Bappenas Dukung Penerapan Keadilan Restoratif dalam Sistem Peradilan Pidana Indonesia Bappenas Dukung Penerapan Keadilan Restoratif dalam Sistem Peradilan Pidana Indonesia

Penerapan pendekatan Keadilan Restoratif dalam sistem peradilan pidana di menjadi salah satu strategi dalam Rencana Pembangunan Jangka Menengah Nasional (RPJMN) 2020-2024.

Pemberian hukuman bagi pelaku berpotensi untuk memiliki berbagai dampak negatif, salah satunya kelebihan kapasitas di Lembaga Pemasyarakatan (Lapas). Ditjen Pemasyarakatan Kementerian Hukum dan HAM mencatat bahwa Lapas yang sewajarnya memiliki daya tampung 94.748 orang, kini menampung 189.414 penghuni. Selain itu, dampak buruk terjadi pada pasca penghukuman, di mana mantan narapidana mendapat stigma negatif dari masyarakat dan sulit diterima kembali menjadi bagian dari masyarakat (hambatan dalam proses reintegrasi sosial). Di samping itu, pidana kepada pelaku kejahatan selama ini belum terlalu memperhatikan kepentingan korban.

Penerapan Keadilan Restoratif yang efektif bergantung pada dua faktor. Pertama, dari unsur masyarakat, keberhasilan keadilan restoratif akan tercapai jika pola pikir masyarakat tidak hanya fokus pada efek jera pelaku, melainkan pemulihan kerugian korban. Kedua, dari sisi Aparat Penegak Hukum (APH), kerja sama antar institusi menjadi faktor penentu tercapainya tujuan di atas. “Demi mencapai kondisi ideal tersebut, diperlukan jangka waktu yang tidak sebentar untuk mengubah pola pikir (mindset) dan membutuhkan partisipasi aktif dari seluruh pihak, baik aparat penegak hukum, kementerian/lembaga, serta masyarakat. Pola pikir pemidanaan yang bersifat penghukuman (punitif) perlu didorong ke arah restoratif sehingga pencapaian keadilan dalam penegakan hukum dirasakan setiap pihak yang berkepentingan,” jelas Deputi Slamet. Penerapan Keadilan Restoratif merupakan kunci perbaikan sistem peradilan pidana di Indonesia. Saat ini, salah satu kendala penyelesaian perkara pidana di Indonesia ialah paradigma APH dan masyarakat yang berorientasi pada pemberian hukuman bagi pelaku atau yang dikenal pula dengan istilah punitif.

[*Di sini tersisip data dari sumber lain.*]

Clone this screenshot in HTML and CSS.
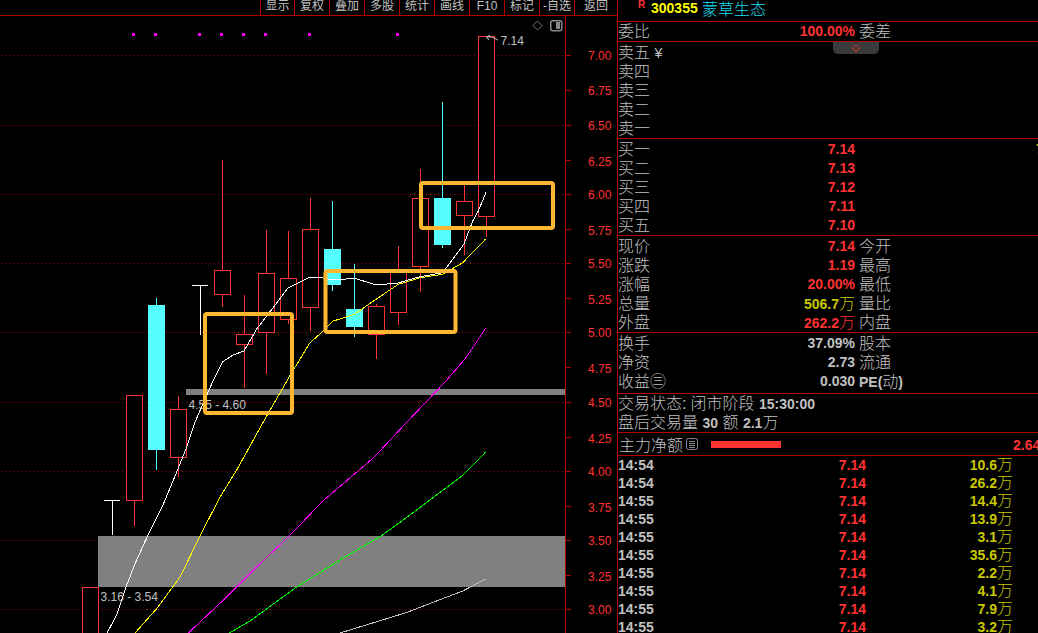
FILE: index.html
```html
<!DOCTYPE html>
<html lang="en">
<head>
  <meta charset="UTF-8" />
  <meta name="viewport" content="width=device-width, initial-scale=1.0"/>
  <title>蒙草生态 300355</title>
  <link rel="stylesheet" href="styles.css">
</head>
<body>
  <div class="app">
    <div class="chart-col">
      <div class="toolbar">
        <span class="tool">显示</span>
        <span class="tool">复权</span>
        <span class="tool">叠加</span>
        <span class="tool">多股</span>
        <span class="tool">统计</span>
        <span class="tool">画线</span>
        <span class="tool">F10</span>
        <span class="tool">标记</span>
        <span class="tool">-自选</span>
        <span class="tool tool-last">返回</span>
      </div>

      <svg class="chart" viewBox="0 16 617 617" width="617" height="617">
        <!-- grid -->
        <path class="grid" d="M2 55.5H565M2 125.5H565M2 194.5H565M2 263.5H565M2 332.5H565M2 402.5H565M2 471.5H565M2 540.5H565M2 609.5H565"/>
        <path class="axis" d="M565.5 16V633M565 55.5H571M565 90.5H571M565 125.5H571M565 160.5H571M565 194.5H571M565 229.5H571M565 263.5H571M565 298.5H571M565 332.5H571M565 367.5H571M565 402.5H571M565 437.5H571M565 471.5H571M565 506.5H571M565 540.5H571M565 575.5H571M565 609.5H571"/>
        <g class="price">
          <text x="588" y="60">7.00</text>
          <text x="588" y="95">6.75</text>
          <text x="588" y="130">6.50</text>
          <text x="588" y="166">6.25</text>
          <text x="588" y="199">6.00</text>
          <text x="588" y="235">5.75</text>
          <text x="588" y="268">5.50</text>
          <text x="588" y="304">5.25</text>
          <text x="588" y="337">5.00</text>
          <text x="588" y="373">4.75</text>
          <text x="588" y="407">4.50</text>
          <text x="588" y="443">4.25</text>
          <text x="588" y="476">4.00</text>
          <text x="588" y="512">3.75</text>
          <text x="588" y="545">3.50</text>
          <text x="588" y="581">3.25</text>
          <text x="588" y="614">3.00</text>
        </g>

        <!-- signal dots -->
        <g class="dot">
          <rect x="132" y="33" width="3" height="3"/>
          <rect x="154" y="33" width="3" height="3"/>
          <rect x="198" y="33" width="3" height="3"/>
          <rect x="220" y="33" width="3" height="3"/>
          <rect x="242" y="33" width="3" height="3"/>
          <rect x="264" y="33" width="3" height="3"/>
          <rect x="308" y="33" width="3" height="3"/>
          <rect x="396" y="33" width="3" height="3"/>
        </g>

        <!-- corner icons -->
        <path class="icon-line" d="M537.5 21L542 25.5L537.5 30L533 25.5Z"/>
        <rect class="icon-box" x="550.75" y="20.75" width="11" height="10" rx="2"/>
        <rect class="icon-fill" x="556" y="22" width="4" height="7"/>

        <!-- zones -->
        <rect class="band" x="186" y="389" width="379" height="6"/>
        <rect class="band" x="98" y="536" width="467" height="51"/>
        <text class="zone-label" x="188.5" y="409">4.55 - 4.60</text>
        <text class="zone-label" x="100.5" y="601">3.16 - 3.54</text>

        <!-- candles -->
        <rect class="up" x="82.5" y="587.5" width="16" height="60"/>
        <path class="flat" d="M104 500.5H120M112.5 500.5V535"/>
        <path class="wick-up" d="M134.5 500V526"/>
        <rect class="up" x="126.5" y="395.5" width="16" height="105"/>
        <path class="wick-down" d="M156.5 298V470"/>
        <rect class="down" x="148" y="305" width="17" height="145"/>
        <path class="wick-up" d="M178.5 396V477"/>
        <rect class="up" x="170.5" y="409.5" width="16" height="48"/>
        <path class="flat" d="M192 285.5H208M200.5 285.5V335"/>
        <path class="wick-up" d="M222.5 160V307"/>
        <rect class="up" x="214.5" y="270.5" width="16" height="24"/>
        <path class="wick-up" d="M244.5 295V388"/>
        <rect class="up" x="236.5" y="334.5" width="16" height="10"/>
        <path class="wick-up" d="M266.5 230V374"/>
        <rect class="up" x="258.5" y="273.5" width="16" height="59"/>
        <path class="wick-up" d="M288.5 231V324"/>
        <rect class="up" x="280.5" y="278.5" width="16" height="41"/>
        <path class="wick-up" d="M310.5 198V331"/>
        <rect class="up" x="302.5" y="229.5" width="16" height="78"/>
        <path class="wick-down" d="M332.5 201V291"/>
        <rect class="down" x="324" y="249" width="17" height="36"/>
        <path class="wick-down" d="M354.5 264V337"/>
        <rect class="down" x="346" y="309" width="17" height="18"/>
        <path class="wick-up" d="M376.5 304V359"/>
        <rect class="up" x="368.5" y="306.5" width="16" height="28"/>
        <path class="wick-up" d="M398.5 246V325"/>
        <rect class="up" x="390.5" y="270.5" width="16" height="42"/>
        <path class="wick-up" d="M420.5 169V292"/>
        <rect class="up" x="412.5" y="198.5" width="16" height="68"/>
        <path class="wick-down" d="M442.5 102V248"/>
        <rect class="down" x="434" y="198" width="17" height="47"/>
        <path class="wick-up" d="M464.5 185V255"/>
        <rect class="up" x="456.5" y="201.5" width="16" height="14"/>
        <path class="wick-up" d="M486.5 216V237"/>
        <rect class="up" x="478.5" y="36.5" width="16" height="180"/>

        <!-- moving averages -->
        <polyline class="ma ma-white" points="107,633 116.7,615 126,587 135,563.7 148,535 163,505 176.7,472 186.7,447 195,422 213,381 222.7,361.7 233,355 244,351 256.7,329 266.7,316 288,288 310,277 322.7,278 333,280 346,279 354,278 376,285 398,283 420,276.7 442.7,272.7 464,244 472.7,221 478.3,211 486.3,191.7"/>
        <polyline class="ma ma-yellow" points="135,633 156.7,608.7 180,577 200,536 220,497 236.7,470 263.3,422 289.3,376.7 310,342.7 323.3,331 333.3,321 346,317 354.3,314.3 376,299.3 398.3,284.3 420.3,277.7 442.7,274.3 462.7,262.7 485.7,239"/>
        <polyline class="ma ma-magenta" points="188.3,633 226.7,597 260,563.7 290,535.3 305,519.7 321.7,502 346,481.3 374.3,457 406,423 446,381 466,357.7 485.7,328.3"/>
        <polyline class="ma ma-green" points="229.3,633 250,621 296.7,587 346,556.3 381,536 406,518 462.7,475.3 476,462 485.7,452"/>
        <polyline class="ma ma-grey" points="340,633 406,612.7 462.7,591 485.7,579"/>

        <!-- high marker -->
        <path class="marker" d="M486.5 37L490 35M486.5 37L489 40M486.5 37L492 37L498 40"/>
        <text class="zone-label" x="500.5" y="45">7.14</text>

        <!-- hand drawn boxes -->
        <rect class="mark-box" x="205" y="314" width="87" height="99" rx="2"/>
        <rect class="mark-box" x="325.5" y="271" width="130" height="61" rx="2"/>
        <rect class="mark-box" x="421" y="183" width="132" height="45" rx="2"/>
      </svg>
    </div>

    <div class="side">
      <div class="head">
        <span class="r-flag">R</span>
        <span class="code">300355</span>
        <span class="name">蒙草生态</span>
      </div>

      <div class="section">
        <div class="row"><span>委比</span><b class="red">100.00%</b><span>委差</span></div>
      </div>

      <div class="toggle">
        <svg width="10" height="8" viewBox="0 0 10 8"><path class="chevron" d="M3 0.5L5 2.5L7 0.5M0.5 3.5L5 7.5L9.5 3.5"/></svg>
      </div>

      <div class="section pad">
        <div class="row"><span>卖五 <i class="yen">¥</i></span></div>
        <div class="row"><span>卖四</span></div>
        <div class="row"><span>卖三</span></div>
        <div class="row"><span>卖二</span></div>
        <div class="row"><span>卖一</span></div>
      </div>

      <div class="section pad">
        <div class="row"><span>买一</span><b class="red">7.14</b><span></span><b class="olive">7</b></div>
        <div class="row"><span>买二</span><b class="red">7.13</b></div>
        <div class="row"><span>买三</span><b class="red">7.12</b></div>
        <div class="row"><span>买四</span><b class="red">7.11</b></div>
        <div class="row"><span>买五</span><b class="red">7.10</b></div>
      </div>

      <div class="section pad">
        <div class="row"><span>现价</span><b class="red">7.14</b><span>今开</span></div>
        <div class="row"><span>涨跌</span><b class="red">1.19</b><span>最高</span></div>
        <div class="row"><span>涨幅</span><b class="red">20.00%</b><span>最低</span></div>
        <div class="row"><span>总量</span><b class="olive">506.7<em>万</em></b><span>量比</span></div>
        <div class="row"><span>外盘</span><b class="red">262.2<em>万</em></b><span>内盘</span></div>
      </div>

      <div class="section pad fin">
        <div class="row"><span>换手</span><b>37.09%</b><span>股本</span></div>
        <div class="row"><span>净资</span><b>2.73</b><span>流通</span></div>
        <div class="row"><span>收益㊂</span><b>0.030</b><span><b>PE(</b>动<b>)</b></span></div>
      </div>

      <div class="section">
        <div class="line">交易状态:<span class="gap-s">闭市阶段</span> <b>15:30:00</b></div>
        <div class="line">盘后交易量 <b>30</b> 额 <b>2.1</b>万</div>
      </div>

      <div class="section main-flow">
        <span>主力净额</span>
        <svg class="list-icon" width="12" height="12" viewBox="0 0 12 12"><rect x="0.5" y="0.5" width="11" height="11" rx="2"/><path d="M3 3.5H9M3 5.5H9M3 7.5H9M3 9.5H9"/></svg>
        <span class="flow-bar"></span>
        <b class="red flow-value">2.64亿</b>
      </div>

      <div class="ticks">
        <div class="tick"><b>14:54</b><b class="red">7.14</b><b class="olive">10.6<em>万</em></b></div>
        <div class="tick"><b>14:54</b><b class="red">7.14</b><b class="olive">26.2<em>万</em></b></div>
        <div class="tick"><b>14:55</b><b class="red">7.14</b><b class="olive">14.4<em>万</em></b></div>
        <div class="tick"><b>14:55</b><b class="red">7.14</b><b class="olive">13.9<em>万</em></b></div>
        <div class="tick"><b>14:55</b><b class="red">7.14</b><b class="olive">3.1<em>万</em></b></div>
        <div class="tick"><b>14:55</b><b class="red">7.14</b><b class="olive">35.6<em>万</em></b></div>
        <div class="tick"><b>14:55</b><b class="red">7.14</b><b class="olive">2.2<em>万</em></b></div>
        <div class="tick"><b>14:55</b><b class="red">7.14</b><b class="olive">4.1<em>万</em></b></div>
        <div class="tick"><b>14:55</b><b class="red">7.14</b><b class="olive">7.9<em>万</em></b></div>
        <div class="tick"><b>14:55</b><b class="red">7.14</b><b class="olive">3.2<em>万</em></b></div>
      </div>
    </div>
  </div>
</body>
</html>
```

FILE: styles.css
```css
html, body {
  margin: 0;
  height: 100%;
  background: #000;
  overflow: hidden;
}
body {
  font-family: "Liberation Sans", "Noto Sans CJK SC", sans-serif;
  color: #c0c0c0;
}
.app {
  display: flex;
  width: 1038px;
  height: 633px;
  overflow: hidden;
}

/* left side */
.chart-col {
  width: 617px;
  flex: none;
}
.toolbar {
  display: flex;
  justify-content: flex-end;
  height: 15px;
  border-bottom: 1px solid #b00000;
}
.tool {
  width: 34px;
  border-left: 1px solid #b00000;
  font-size: 12px;
  line-height: 12px;
  text-align: center;
  white-space: nowrap;
}
.tool:first-child {
  width: 33px;
}
.tool-last {
  width: 42px;
}
.chart {
  display: block;
}
.chart text {
  font-family: "Liberation Sans", sans-serif;
  font-size: 12px;
}
.grid {
  fill: none;
  stroke: #b80000;
  stroke-dasharray: 1 3;
  shape-rendering: crispEdges;
}
.axis {
  fill: none;
  stroke: #b00000;
}
.price text {
  fill: #ff3232;
}
.dot rect {
  fill: #ff00ff;
}
.icon-line {
  fill: none;
  stroke: #777;
}
.icon-box {
  fill: none;
  stroke: #888;
  stroke-width: 1.5;
}
.icon-fill {
  fill: #888;
}
.band {
  fill: #808080;
}
.chart .zone-label {
  fill: #c0c0c0;
}
.up {
  fill: #000;
  stroke: #ff3232;
}
.down {
  fill: #55ffff;
}
.wick-up {
  stroke: #ff3232;
}
.wick-down {
  stroke: #55ffff;
}
.flat {
  fill: none;
  stroke: #fff;
}
.ma {
  fill: none;
  stroke-width: 1;
  shape-rendering: crispEdges;
}
.ma-white { stroke: #fff; }
.ma-yellow { stroke: #ffff00; }
.ma-magenta { stroke: #ff00ff; }
.ma-green { stroke: #00ff00; }
.ma-grey { stroke: #c0c0c0; }
.marker {
  fill: none;
  stroke: #c0c0c0;
}
.mark-box {
  fill: none;
  stroke: #ffb732;
  stroke-width: 4;
}

/* right side */
.side {
  position: relative;
  flex: 1;
  border-left: 1px solid #b00000;
  font-size: 16px;
  font-weight: 300;
  overflow: hidden;
}
.head {
  display: flex;
  align-items: center;
  height: 16px;
  padding: 0 0 5px 20px;
  border-bottom: 1px solid #b00000;
}
.r-flag {
  align-self: flex-start;
  width: 13px;
  font-size: 10px;
  line-height: 9px;
  font-weight: bold;
  color: #ff3232;
}
.code {
  width: 51px;
  font-size: 14px;
  font-weight: bold;
  color: #ffff00;
}
.name {
  color: #18dcf0;
}
.section {
  border-bottom: 1px solid #b00000;
}
.pad {
  padding-top: 1px;
}
.fin {
  padding-bottom: 2px;
}
.row {
  display: grid;
  grid-template-columns: 50px 187px 181px 6px;
  height: 19px;
  line-height: 19px;
  white-space: nowrap;
}
.row > b {
  text-align: right;
}
.row > span:nth-child(3) {
  padding-left: 4px;
}
.row:first-child > b.olive {
  text-align: left;
}
b {
  font-size: 14px;
  font-weight: bold;
}
em {
  font-size: 16px;
  font-style: normal;
  font-weight: 300;
}
.yen {
  font-style: normal;
  font-size: 14px;
}
.red { color: #ff3232; }
.olive { color: #c8c800; }
.toggle {
  position: absolute;
  left: 215px;
  top: 42px;
  width: 46px;
  height: 12px;
  display: flex;
  justify-content: center;
  background: #3a3a3a;
  border-radius: 0 0 5px 5px;
}
.chevron {
  fill: none;
  stroke: #ff3232;
}
.toggle svg {
  margin-top: 2px;
}
.line {
  height: 19px;
  line-height: 19px;
  white-space: nowrap;
}
.gap-s {
  margin-left: 4px;
}
.main-flow {
  display: flex;
  align-items: center;
  height: 22px;
  padding-left: 1px;
  white-space: nowrap;
}
.list-icon {
  flex: none;
  margin-left: 3px;
  fill: none;
  stroke: #888;
}
.flow-bar {
  flex: none;
  width: 70px;
  height: 7px;
  margin-left: 13px;
  background: #ff3232;
}
.flow-value {
  flex: none;
  margin-left: 232px;
}
.tick {
  display: grid;
  grid-template-columns: 50px 198px 147px;
  height: 18px;
  line-height: 18px;
  white-space: nowrap;
}
.tick b:nth-child(n+2) {
  text-align: right;
}
```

Dalam rangka mencari solusi atas isu tersebut, Kementerian PPN/Bappenas telah mengupayakan implementasi prinsip Keadilan Restoratif di Indonesia melalui penyusunan kertas kebijakan. Sebagai tindak lanjut kegiatan tersebut, Kementerian PPN/Bappenas bekerja sama dengan Institute for Criminal Justice Reform (ICJR), Lembaga Kajian dan Advokasi Independensi Peradilan (LeIP), Masyarakat Pemantau Peradilan Indonesia (MaPPI FH UI), dan Indonesia Judicial Research Society (IJRS), serta didukung oleh Australia-Indonesia Partnership for Justice (AIPJ2), melakukan penelitian terhadap penerapan keadilan restoratif dalam sistem peradilan pidana di Indonesia pada tiga wilayah yakni Aceh, Mataram, dan Makassar. Selain itu, unsur masyarakat dan kementerian/lembaga terkait juga diajak berpartisipasi melalui diskusi kelompok terfokus. Dengan berbagai upaya yang dilakukan seluruh unsur masyarakat, diharapkan supremasi hukum yang berlandaskan kepada keadilan dapat tercapai.